出荷のさらなる早期化とブランド化を推し進めた結果、現在では出荷開始をかつての3月末から1月に前倒しすることが可能となり、‘極早生’として出荷されています。高い栽培技術を持つ今津さんは、12月末から出荷を行った年もあるそうです。
今津さんは、「養父早生」の種子採取において地域のリーダーです。生産者13人のグループで種子採取用の農地を管理しています。「あいち白」と異なり「養父早生」の種子は、採取の難しさやコストの関係から民間の種苗会社の取り扱いがありません。伝統野菜である「養父早生」の保存のためには、地域の生産者自らが種子採取を行う必要があり、安定した種子採取が地域の最大の課題となっています。
今津さんは、「養父早生」の種子採取の難しさについて、人間が品種改良を進めた結果、早生たまねぎが持たざるを得なくなった特性であると考えています。
また、「養父早生」は球の揃いが悪く、秀・Lなど出荷規格が優れたものから母球を選抜しても、毎年さまざまな大きさや形のものができてしまうそうです。このため、今津さんは、長年の経験から出荷規格に優れた母球の選抜だけでは安定した種子採取ができないことを近年感じるようになってきたそうです。
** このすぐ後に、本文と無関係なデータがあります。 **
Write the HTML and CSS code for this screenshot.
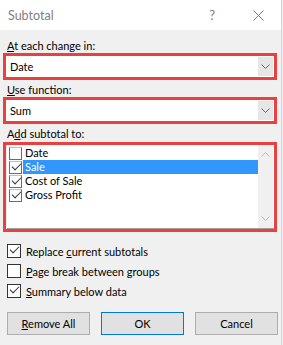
FILE: index.html
```html
<!DOCTYPE html>
<html>
<head>
<meta charset="utf-8">
<title>Subtotal</title>
<link rel="stylesheet" href="styles.css">
</head>
<body>
<div class="dialog">
    <div class="titlebar">
        <span class="title">Subtotal</span>
        <span class="help">?</span>
        <svg class="close" width="11" height="11" viewBox="0 0 11 11"><path d="M0.5 0.5L10.5 10.5M10.5 0.5L0.5 10.5" stroke="#777" stroke-width="1" fill="none"/></svg>
    </div>
    <div class="content">
        <div class="label"><u>A</u>t each change in:</div>
        <div class="mark">
            <div class="select">
                <span class="value">Date</span>
                <span class="drop"><svg width="9" height="5" viewBox="0 0 9 5"><path d="M0.5 0.5L4.5 4.5L8.5 0.5" stroke="#666" fill="none"/></svg></span>
            </div>
        </div>
        <div class="label"><u>U</u>se function:</div>
        <div class="mark">
            <div class="select">
                <span class="value">Sum</span>
                <span class="drop"><svg width="9" height="5" viewBox="0 0 9 5"><path d="M0.5 0.5L4.5 4.5L8.5 0.5" stroke="#666" fill="none"/></svg></span>
            </div>
        </div>
        <div class="label">A<u>d</u>d subtotal to:</div>
        <div class="mark mark-list">
            <div class="list">
                <div class="items">
                    <div class="item"><span class="box"></span><span class="name">Date</span></div>
                    <div class="item sel"><span class="box on"></span><span class="name">Sale</span></div>
                    <div class="item"><span class="box on"></span><span class="name">Cost of Sale</span></div>
                    <div class="item"><span class="box on"></span><span class="name">Gross Profit</span></div>
                </div>
                <div class="scroll">
                    <svg width="9" height="5" viewBox="0 0 9 5"><path d="M0.5 4.5L4.5 0.5L8.5 4.5" stroke="#bbb" fill="none"/></svg>
                    <svg width="9" height="5" viewBox="0 0 9 5"><path d="M0.5 0.5L4.5 4.5L8.5 0.5" stroke="#bbb" fill="none"/></svg>
                </div>
            </div>
        </div>
        <div class="options">
            <div class="opt"><span class="check on"></span><span>Replace <u>c</u>urrent subtotals</span></div>
            <div class="opt"><span class="check"></span><span><u>P</u>age break between groups</span></div>
            <div class="opt"><span class="check on"></span><span><u>S</u>ummary below data</span></div>
        </div>
        <div class="buttons">
            <button class="btn"><u>R</u>emove All</button>
            <button class="btn ok">OK</button>
            <button class="btn">Cancel</button>
        </div>
    </div>
</div>
</body>
</html>
```
FILE: styles.css
```css
html, body { margin: 0; padding: 0; }
body { width: 283px; height: 345px; background: #f0f0f0; font-family: Lato, "Noto Sans", sans-serif; font-size: 11px; color: #000; overflow: hidden; }
u { text-decoration: underline; text-underline-offset: 1px; }

.dialog { width: 281px; height: 345px; border-right: 1px solid #d4d4d4; }
.titlebar { height: 30px; background: #fff; display: flex; align-items: center; }
.title { padding-left: 8px; font-size: 12.5px; color: #808080; flex: 1; }
.help { color: #808080; font-size: 13px; margin-right: 38px; }
.close { margin-right: 17px; }

.content { padding: 8px 0 0 0; }
.label { height: 15px; line-height: 15px; padding-left: 7px; }
.mark { margin: 0 4px 2px 3px; border: 3px solid #e8413f; }

.select { height: 21px; background: #fff; display: flex; align-items: center; }
.select .value { flex: 1; padding-left: 4px; }
.select .drop { width: 15px; height: 19px; margin-right: 1px; background: #e6e6e6; display: flex; align-items: center; justify-content: center; }

.mark-list { margin-top: 1px; margin-bottom: 9px; }
.list { height: 83px; background: #fff; border-bottom: 1px solid #a0a0a0; display: flex; margin-left: 1px; }
.items { flex: 1; padding-top: 1px; }
.item { height: 14px; display: flex; align-items: center; }
.item .box { width: 11px; height: 11px; margin: 0 1px 0 2px; border: 1px solid #6b6b6b; border-top-color: #c0c0c0; position: relative; }
.item .name { flex: 1; height: 14px; line-height: 14px; padding-left: 2px; }
.item.sel .name { background: #3297fd; color: #fff; }
.scroll { width: 15px; margin-right: 1px; background: #f0f0f0; display: flex; flex-direction: column; justify-content: space-between; align-items: center; padding: 7px 0 7px; }

.box.on::after, .check.on::after { content: ""; position: absolute; left: 2px; top: 1px; width: 8px; height: 4px; border-left: 1.5px solid #333; border-bottom: 1.5px solid #333; transform: rotate(-45deg); }

.options { padding-left: 7px; }
.opt { height: 20px; display: flex; align-items: center; }
.check { width: 12px; height: 12px; border: 1px solid #333; background: #fff; margin-right: 5px; position: relative; }

.buttons { display: flex; gap: 11px; padding: 11px 0 0 7px; }
.btn { width: 83px; height: 23px; background: #e1e1e1; border: 1px solid #adadad; font-family: inherit; font-size: 11px; color: #000; padding: 0; }
.btn.ok { border-color: #0078d7; }
```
養父早生の種子採取に際しては、2月に収穫したものから母球を選抜し、10月上旬まで貯蔵させた後、再度定植します。なお、貯蔵は地温の影響を避けるために、吊るした状態で行われます。
定植された母球は、翌年1月に抽だいし、5月には花(ねぎ坊主)を咲かせます。この頃には、生産者が1週間連続で授粉作業を行い、7月初めに実を付け、8月から種子を採取します。種子採取には実に2年近くの長い期間を要しています。
今津さんによると、実を付けるまでは比較的順調に作業が進むが、どんなに注意深く管理しても、実が種子になる割合は極端に低く、半分程度が種子にならず傷んでしまうそうです。また、森岡さんによると、種子が実る時期に台風が来ると、種子採取はさらに困難になるとのことです。
このため、生産者は、種子採取が安定化するよう常に情報交換を行うなど、互いに協力しています。
冬を超えた「たま坊」には、強い甘みがあります。新たまねぎとして、サラダなど生食はもちろんのこと、電子レンジで丸ごと加熱する食べ方もおすすめです。皮が黄色の「養父早生」は、甘みが特に強い「たま坊」です。春の到来を告げる野菜として、みずみずしい「たま坊」をぜひお楽しみください。